• PROVIDED RECORDS
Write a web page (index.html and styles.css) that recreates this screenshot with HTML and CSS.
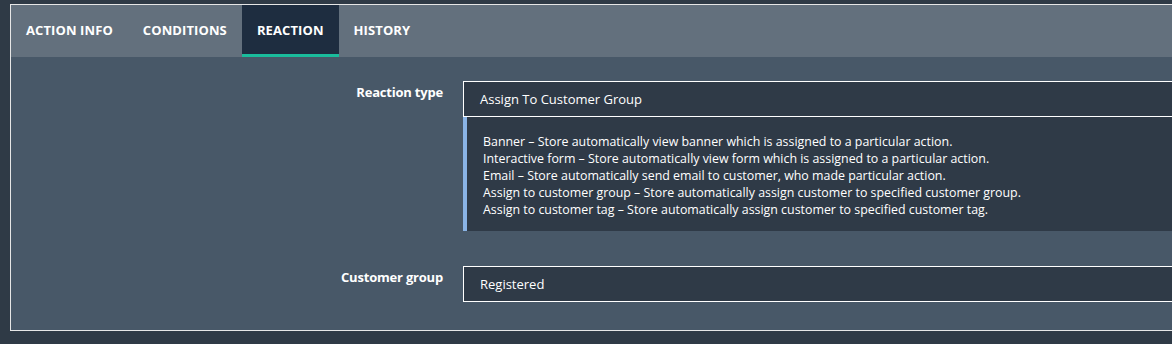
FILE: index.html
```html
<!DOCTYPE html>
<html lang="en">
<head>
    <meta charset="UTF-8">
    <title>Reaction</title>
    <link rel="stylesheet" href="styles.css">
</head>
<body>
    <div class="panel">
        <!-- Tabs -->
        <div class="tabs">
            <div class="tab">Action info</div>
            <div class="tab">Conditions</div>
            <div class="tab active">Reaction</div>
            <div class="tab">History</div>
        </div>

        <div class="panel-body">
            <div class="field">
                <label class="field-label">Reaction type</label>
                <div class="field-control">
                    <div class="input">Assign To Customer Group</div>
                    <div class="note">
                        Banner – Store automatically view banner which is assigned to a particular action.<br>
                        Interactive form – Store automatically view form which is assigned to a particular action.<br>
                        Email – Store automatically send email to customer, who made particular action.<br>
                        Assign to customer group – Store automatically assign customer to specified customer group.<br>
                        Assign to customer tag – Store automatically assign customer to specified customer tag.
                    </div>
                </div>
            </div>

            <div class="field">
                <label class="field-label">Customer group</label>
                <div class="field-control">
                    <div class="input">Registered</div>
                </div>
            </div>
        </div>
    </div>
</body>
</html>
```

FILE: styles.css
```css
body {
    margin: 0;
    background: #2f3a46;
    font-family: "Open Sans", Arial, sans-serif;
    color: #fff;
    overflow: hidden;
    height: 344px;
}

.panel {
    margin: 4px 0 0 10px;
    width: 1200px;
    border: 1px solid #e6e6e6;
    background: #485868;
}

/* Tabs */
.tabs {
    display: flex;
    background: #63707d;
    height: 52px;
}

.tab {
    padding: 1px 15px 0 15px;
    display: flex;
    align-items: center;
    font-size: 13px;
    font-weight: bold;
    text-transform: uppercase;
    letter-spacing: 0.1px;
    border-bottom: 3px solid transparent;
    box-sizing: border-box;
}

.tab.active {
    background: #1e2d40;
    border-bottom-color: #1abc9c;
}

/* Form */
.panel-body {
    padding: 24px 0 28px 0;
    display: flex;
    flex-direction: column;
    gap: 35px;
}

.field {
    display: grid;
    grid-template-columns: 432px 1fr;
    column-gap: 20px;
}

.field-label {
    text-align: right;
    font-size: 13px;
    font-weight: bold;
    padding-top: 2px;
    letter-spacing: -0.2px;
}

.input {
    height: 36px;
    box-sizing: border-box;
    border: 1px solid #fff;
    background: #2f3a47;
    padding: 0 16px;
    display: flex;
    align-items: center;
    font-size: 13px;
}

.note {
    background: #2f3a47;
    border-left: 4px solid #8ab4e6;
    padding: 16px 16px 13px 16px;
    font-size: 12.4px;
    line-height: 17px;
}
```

...

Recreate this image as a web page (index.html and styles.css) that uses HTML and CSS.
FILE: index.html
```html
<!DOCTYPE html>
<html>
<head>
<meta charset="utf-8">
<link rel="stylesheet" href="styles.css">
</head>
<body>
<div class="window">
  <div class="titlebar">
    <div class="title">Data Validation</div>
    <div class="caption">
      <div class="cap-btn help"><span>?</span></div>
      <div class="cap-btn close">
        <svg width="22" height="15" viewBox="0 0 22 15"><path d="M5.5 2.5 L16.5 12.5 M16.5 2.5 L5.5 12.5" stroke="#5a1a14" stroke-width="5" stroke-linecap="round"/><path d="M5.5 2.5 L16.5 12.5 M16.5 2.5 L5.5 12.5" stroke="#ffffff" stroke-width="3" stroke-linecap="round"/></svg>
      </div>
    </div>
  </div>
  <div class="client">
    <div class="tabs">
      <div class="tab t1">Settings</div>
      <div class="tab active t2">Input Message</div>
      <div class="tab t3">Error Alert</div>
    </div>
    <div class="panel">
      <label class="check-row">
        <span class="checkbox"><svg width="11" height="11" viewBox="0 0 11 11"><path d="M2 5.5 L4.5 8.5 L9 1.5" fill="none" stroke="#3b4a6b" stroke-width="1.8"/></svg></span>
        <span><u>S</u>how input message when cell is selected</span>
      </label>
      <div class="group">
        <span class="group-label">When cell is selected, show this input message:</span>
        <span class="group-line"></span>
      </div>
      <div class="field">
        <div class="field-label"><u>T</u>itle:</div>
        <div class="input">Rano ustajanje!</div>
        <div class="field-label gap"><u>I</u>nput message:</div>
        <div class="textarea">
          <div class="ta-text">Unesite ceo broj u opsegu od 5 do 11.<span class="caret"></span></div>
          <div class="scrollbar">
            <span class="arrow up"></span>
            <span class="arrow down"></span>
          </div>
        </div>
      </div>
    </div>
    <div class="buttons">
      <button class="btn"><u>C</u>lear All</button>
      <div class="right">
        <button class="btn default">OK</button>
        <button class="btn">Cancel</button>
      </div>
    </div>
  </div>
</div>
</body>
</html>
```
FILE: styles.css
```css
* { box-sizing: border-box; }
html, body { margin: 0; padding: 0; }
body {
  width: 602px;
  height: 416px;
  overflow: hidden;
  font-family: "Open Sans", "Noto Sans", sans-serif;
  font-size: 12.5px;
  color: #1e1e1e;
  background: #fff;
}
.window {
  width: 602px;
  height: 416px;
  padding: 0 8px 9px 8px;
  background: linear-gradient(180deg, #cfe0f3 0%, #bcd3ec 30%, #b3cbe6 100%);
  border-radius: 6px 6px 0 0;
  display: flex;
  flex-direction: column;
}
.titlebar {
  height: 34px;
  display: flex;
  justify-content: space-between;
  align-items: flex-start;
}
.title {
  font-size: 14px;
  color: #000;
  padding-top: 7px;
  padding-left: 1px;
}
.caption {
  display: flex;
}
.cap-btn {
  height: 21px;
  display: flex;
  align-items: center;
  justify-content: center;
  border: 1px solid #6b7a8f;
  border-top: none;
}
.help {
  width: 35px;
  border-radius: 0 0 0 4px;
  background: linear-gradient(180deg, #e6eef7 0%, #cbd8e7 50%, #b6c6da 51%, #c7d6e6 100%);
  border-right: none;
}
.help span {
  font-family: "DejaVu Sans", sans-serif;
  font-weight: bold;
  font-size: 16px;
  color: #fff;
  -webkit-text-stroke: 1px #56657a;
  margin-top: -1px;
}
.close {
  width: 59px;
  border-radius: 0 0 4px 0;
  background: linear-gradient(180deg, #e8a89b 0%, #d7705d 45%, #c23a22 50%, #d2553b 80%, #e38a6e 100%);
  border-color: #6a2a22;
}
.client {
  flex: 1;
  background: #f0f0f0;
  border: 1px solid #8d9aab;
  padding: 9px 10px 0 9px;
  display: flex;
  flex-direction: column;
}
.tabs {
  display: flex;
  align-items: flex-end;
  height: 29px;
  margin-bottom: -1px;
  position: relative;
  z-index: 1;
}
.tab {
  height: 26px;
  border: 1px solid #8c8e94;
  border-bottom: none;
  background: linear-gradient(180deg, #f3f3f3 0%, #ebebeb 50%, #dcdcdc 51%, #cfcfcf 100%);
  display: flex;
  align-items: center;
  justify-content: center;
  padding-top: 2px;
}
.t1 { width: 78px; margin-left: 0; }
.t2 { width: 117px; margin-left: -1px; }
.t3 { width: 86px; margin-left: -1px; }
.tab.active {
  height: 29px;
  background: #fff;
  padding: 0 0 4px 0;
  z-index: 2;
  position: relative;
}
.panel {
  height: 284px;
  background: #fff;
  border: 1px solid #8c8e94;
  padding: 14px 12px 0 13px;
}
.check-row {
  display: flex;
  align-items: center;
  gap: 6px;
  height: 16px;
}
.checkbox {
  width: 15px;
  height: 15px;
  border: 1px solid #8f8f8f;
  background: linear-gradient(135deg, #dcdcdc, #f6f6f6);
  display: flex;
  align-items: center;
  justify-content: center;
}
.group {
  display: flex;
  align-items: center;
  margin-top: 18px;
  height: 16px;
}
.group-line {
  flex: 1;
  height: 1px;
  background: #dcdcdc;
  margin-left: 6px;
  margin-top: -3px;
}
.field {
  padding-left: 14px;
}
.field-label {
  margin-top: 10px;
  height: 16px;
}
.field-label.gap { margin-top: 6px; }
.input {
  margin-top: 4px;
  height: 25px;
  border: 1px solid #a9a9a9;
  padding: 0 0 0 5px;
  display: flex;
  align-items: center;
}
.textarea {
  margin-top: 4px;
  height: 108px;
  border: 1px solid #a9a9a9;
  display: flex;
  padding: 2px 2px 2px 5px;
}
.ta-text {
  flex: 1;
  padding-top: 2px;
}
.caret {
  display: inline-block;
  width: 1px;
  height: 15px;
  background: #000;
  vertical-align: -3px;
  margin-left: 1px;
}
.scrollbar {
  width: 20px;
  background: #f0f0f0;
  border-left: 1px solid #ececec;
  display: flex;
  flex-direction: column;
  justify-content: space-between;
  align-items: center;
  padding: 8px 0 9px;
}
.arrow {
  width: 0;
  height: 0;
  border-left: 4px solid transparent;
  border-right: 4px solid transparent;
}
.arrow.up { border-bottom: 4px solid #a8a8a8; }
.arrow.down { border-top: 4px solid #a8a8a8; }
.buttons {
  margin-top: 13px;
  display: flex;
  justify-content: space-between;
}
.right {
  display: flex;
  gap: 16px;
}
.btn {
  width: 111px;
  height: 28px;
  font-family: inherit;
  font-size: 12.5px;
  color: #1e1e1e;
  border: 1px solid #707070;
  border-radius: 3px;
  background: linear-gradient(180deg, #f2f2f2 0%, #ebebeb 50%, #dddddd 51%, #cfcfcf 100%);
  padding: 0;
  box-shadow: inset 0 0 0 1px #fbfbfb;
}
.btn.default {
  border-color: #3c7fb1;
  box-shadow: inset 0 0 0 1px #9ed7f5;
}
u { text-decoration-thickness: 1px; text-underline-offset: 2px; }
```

==

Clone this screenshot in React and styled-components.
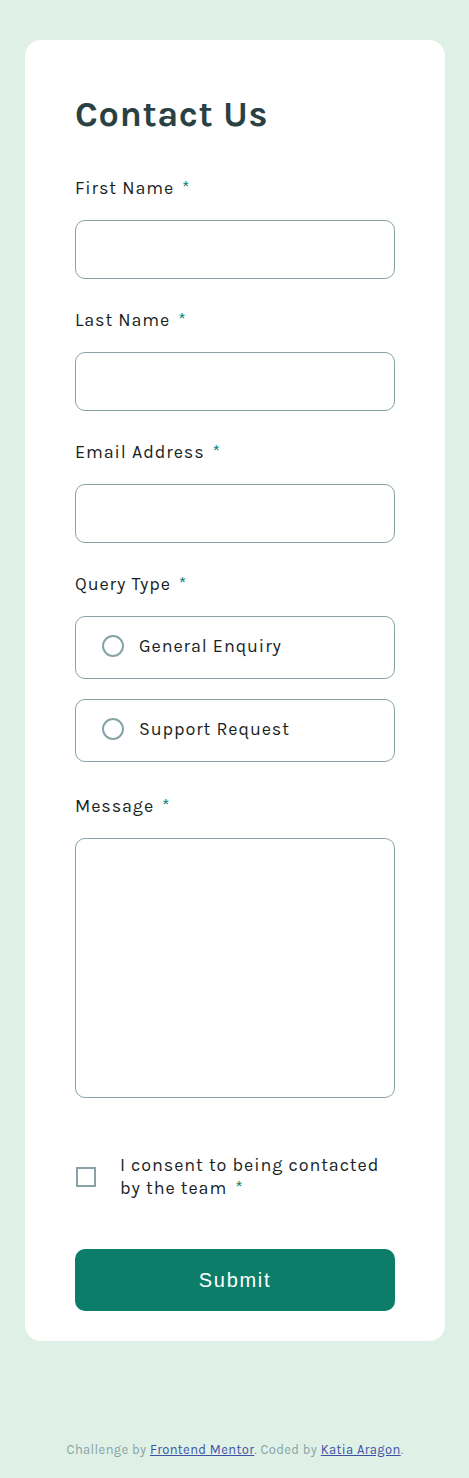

• YOUR INSTRUCTIONS
Which lines hold the word "this"? Copy all of them.

• COMPLETED TASK
Write a web page (index.html and styles.css) that recreates this screenshot with HTML and CSS.
Recreate this image as a web page (index.html and styles.css) that uses HTML and CSS.
        <span class="group-label">When cell is selected, show this input message:</span>
Clone this screenshot in React and styled-components.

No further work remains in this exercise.